An interesting parallel to this notion is the idea that creativity is also an amalgam – a mix and remix of everyone and everything that passes through, by, and past us, consciously and unconsciously as we go about our lives. It’s an idea that is manifested in a book that I’ve just been reading, Newspaper Blackout by Austin Kleon. It’s a curious collection of poems created by blacking our (redacting) words from newspaper articles. The words that are left constitute curious, touching, clever and sometimes profound ‘found’ pieces: poetry.

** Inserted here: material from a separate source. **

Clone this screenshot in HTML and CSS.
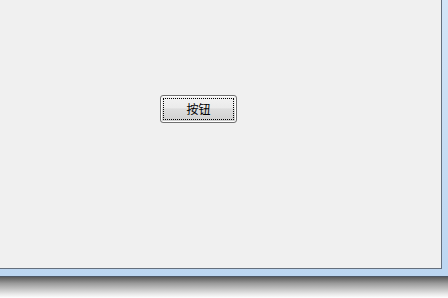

Kleon, as he discusses in his introduction, is sitting on the shoulders of numerous artists who have produced work using found objects and/or the work of others. Although very different to Reality Hunger, David Shields’ rant against fiction, it shares its celebration of plagiarism as a creative tool. Kleon refers to The Ectasy of Influence, something of a remix anthem among artists following this path, as a major influence. He’s clearly also a fan of Kirby Ferguson’s Everything is a Remix (part 3).
At the Economist’s Human Potential Summit he outlined his ‘philosophy’ in a talk entitled ‘Steal Like an Artist’. In it he says:
We can pick our teachers and we can pick our friends and we can pick the books we read and the music we listen to and the movies we see, etcetera. You are a mashup of what you let into your life.
Now there’s an echo of the Orange advert – maybe that’s where he got it from: who knows. What is becoming increasingly evident though is that our understanding of creativity, its aggregated, networked, combined, and collaged character, is emerging in practice. It’s the ways in which artists are increasingly working in a digital networked landscape and their reflections on doing so which is shifting our (more theoretical) understandings of the creative act. Again, interestingly, Kleon’s book grew out of a blog on which he published his work. After building a solid following he decided to (or was he scouted?) publish in plain ‘ole book form.